See the individual commit messages below.

Satyam added some commits Jul 1, 2013

Fixes getColumn when column is named (but no key)
Added a check for column name besides column key.
Also, added an optimization so that if there is a `host` configured (as
it is usually the case in actual usage, not testing), it can get the
value from `_columnMap` which is much faster.
Fixed an error in deep cloning column info.
The arguments to the search into the array of `known` objects were
reversed.  Cloning of objects with circular references could go forever.
Also, used the newly added `getColumn` method in `body.js` to complete
the functionality of `getColumn` so that columns can be fetched by cell
reference.
@Satyam

This comment has been minimized.

Copy link
Contributor

Satyam commented Jul 2, 2013

I am afraid the situation is quite worst than I thought and will need further study.
There are too many separate properties in the internal copy of the columns definitions that are generated and then used inconsistently in many places.

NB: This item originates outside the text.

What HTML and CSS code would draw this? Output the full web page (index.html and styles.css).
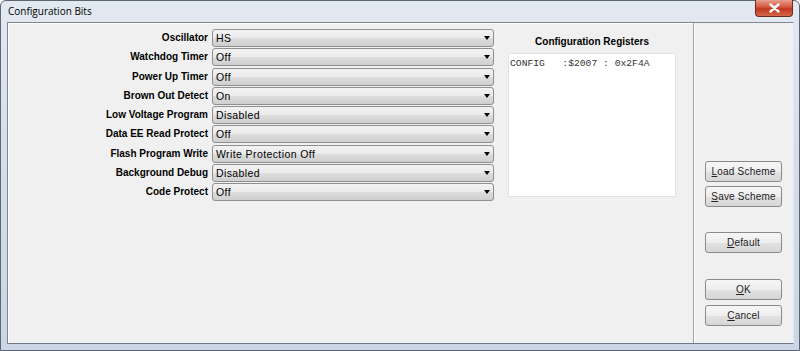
FILE: index.html
```html
<!DOCTYPE html>
<html lang="en">
<head>
    <meta charset="UTF-8">
    <title>Configuration Bits</title>
    <link rel="stylesheet" href="styles.css">
</head>
<body>
    <div class="window">
        <div class="titlebar">
            <span class="title">Configuration Bits</span>
            <div class="close">
                <svg width="11" height="10" viewBox="0 0 11 10"><path d="M1.5 1.5 L9.5 8.5 M9.5 1.5 L1.5 8.5" stroke="#fff" stroke-width="2.4" stroke-linecap="round"/></svg>
            </div>
        </div>
        <div class="client">
            <div class="main">
                <div class="fields">
                    <label>Oscillator</label><div class="combo">HS</div>
                    <label>Watchdog Timer</label><div class="combo">Off</div>
                    <label>Power Up Timer</label><div class="combo">Off</div>
                    <label>Brown Out Detect</label><div class="combo">On</div>
                    <label>Low Voltage Program</label><div class="combo">Disabled</div>
                    <label>Data EE Read Protect</label><div class="combo">Off</div>
                    <label>Flash Program Write</label><div class="combo">Write Protection Off</div>
                    <label>Background Debug</label><div class="combo">Disabled</div>
                    <label>Code Protect</label><div class="combo">Off</div>
                </div>
                <div class="registers">
                    <div class="reg-title">Configuration Registers</div>
                    <div class="reg-box">CONFIG   :$2007 : 0x2F4A</div>
                </div>
            </div>
            <div class="side">
                <button><u>L</u>oad Scheme</button>
                <button class="b-save"><u>S</u>ave Scheme</button>
                <button class="b-default"><u>D</u>efault</button>
                <button class="b-ok"><u>O</u>K</button>
                <button class="b-cancel"><u>C</u>ancel</button>
            </div>
        </div>
    </div>
</body>
</html>
```

FILE: styles.css
```css
body {
    margin: 0;
    padding: 0;
    font-family: "Liberation Sans", Arial, sans-serif;
    font-size: 11px;
    background: #fff;
}
.window {
    width: 800px;
    height: 351px;
    box-sizing: border-box;
    border: 1px solid #5b6573;
    border-radius: 6px 6px 0 0;
    background: linear-gradient(to bottom, #e3e9f1 0%, #d6dfea 40%, #cad6e4 100%);
    padding: 0 5px 6px 6px;
    display: flex;
    flex-direction: column;
}
.titlebar {
    height: 21px;
    display: flex;
    align-items: flex-start;
    justify-content: space-between;
}
.title {
    font-family: "Open Sans", "Noto Sans", sans-serif;
    font-size: 10px;
    color: #000;
    padding: 3px 0 0 1px;
    line-height: 15px;
}
.close {
    width: 38px;
    height: 17px;
    margin-top: -1px;
    margin-right: 1px;
    box-sizing: border-box;
    border: 1px solid #6d2a22;
    border-top: none;
    border-radius: 0 0 4px 4px;
    background: linear-gradient(to bottom, #e8a08f 0%, #d5553d 45%, #c2361f 55%, #d4674a 100%);
    display: flex;
    align-items: center;
    justify-content: center;
}
.client {
    flex: 1;
    display: flex;
    background: #f0f0f0;
    border: 1px solid #828790;
    border-right-color: #e3e7ee;
    border-bottom-color: #6f7a88;
}
.main {
    width: 685px;
    display: flex;
    border-right: 1px solid #a0a0a0;
    box-shadow: inset 1px 1px 0 #fff;
}
.fields {
    display: grid;
    grid-template-columns: 200px 282px;
    column-gap: 4px;
    grid-auto-rows: 18px;
    row-gap: 1.25px;
    padding-top: 6px;
    align-content: start;
}
.fields label {
    font-size: 10px;
    font-weight: bold;
    text-align: right;
    line-height: 18px;
    color: #000;
}
.combo {
    position: relative;
    box-sizing: border-box;
    border: 1px solid #8e8f8f;
    border-radius: 3px;
    background: linear-gradient(to bottom, #f2f2f2 0%, #ebebeb 50%, #dddddd 51%, #cfcfcf 100%);
    line-height: 16px;
    padding-left: 3px;
    font-size: 10.5px;
    letter-spacing: 0.4px;
    color: #000;
}
.combo::after {
    content: "";
    position: absolute;
    right: 3px;
    top: 6px;
    border-left: 3.5px solid transparent;
    border-right: 3.5px solid transparent;
    border-top: 4px solid #000;
}
.registers {
    margin-left: 14px;
    width: 168px;
    padding-top: 12px;
}
.reg-title {
    font-size: 10px;
    font-weight: bold;
    text-align: center;
    line-height: 14px;
    margin-bottom: 4px;
}
.reg-box {
    height: 144px;
    box-sizing: border-box;
    background: #fff;
    border: 1px solid #e3e3e3;
    font-family: "Liberation Mono", "Courier New", monospace;
    font-size: 9.7px;
    white-space: pre;
    padding: 3px 1px;
    line-height: 13px;
    color: #333;
}
.side {
    flex: 1;
    display: flex;
    flex-direction: column;
    align-items: flex-start;
    padding: 138px 0 0 11px;
    box-shadow: inset 1px 0 0 #fff;
}
button {
    width: 77px;
    height: 21px;
    font-family: "Liberation Sans", Arial, sans-serif;
    font-size: 10px;
    letter-spacing: 0.2px;
    color: #222;
    border: 1px solid #8a8a8a;
    border-radius: 3px;
    background: linear-gradient(to bottom, #f6f6f6 0%, #eeeeee 50%, #e2e2e2 51%, #d6d6d6 100%);
    padding: 0;
}
.b-save {
    margin-top: 4px;
}
.b-default {
    margin-top: 25px;
}
.b-ok {
    margin-top: 26px;
}
.b-cancel {
    margin-top: 5px;
}
```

A column can have a name, a key given by the user. The key is the field name within the record and is often used as the main identifier. Columns that don't have an associated piece of data don't need a key and can have a name, such as headers for nested columns (that have a children property with further columns definitions, or calculated columns, those that have a formatter that produces the cell contents from who knows where.

Since most columns have associated data, when the name is not available, the key is used instead. Thus, the expression var key = col.name || col.key is found quite often.

However, when the columns definitions are cloned to the internal copy, two further properties are added: One is the id which, if not provided by the developer, it will be generated via Y.stamp. The other is _id which is generated internally from the name or the field or the key or the id in that order of preference, but then it is sanitized by replacing any whitespace by hyphens and adding an ordinal number if the resulting identifier is duplicate.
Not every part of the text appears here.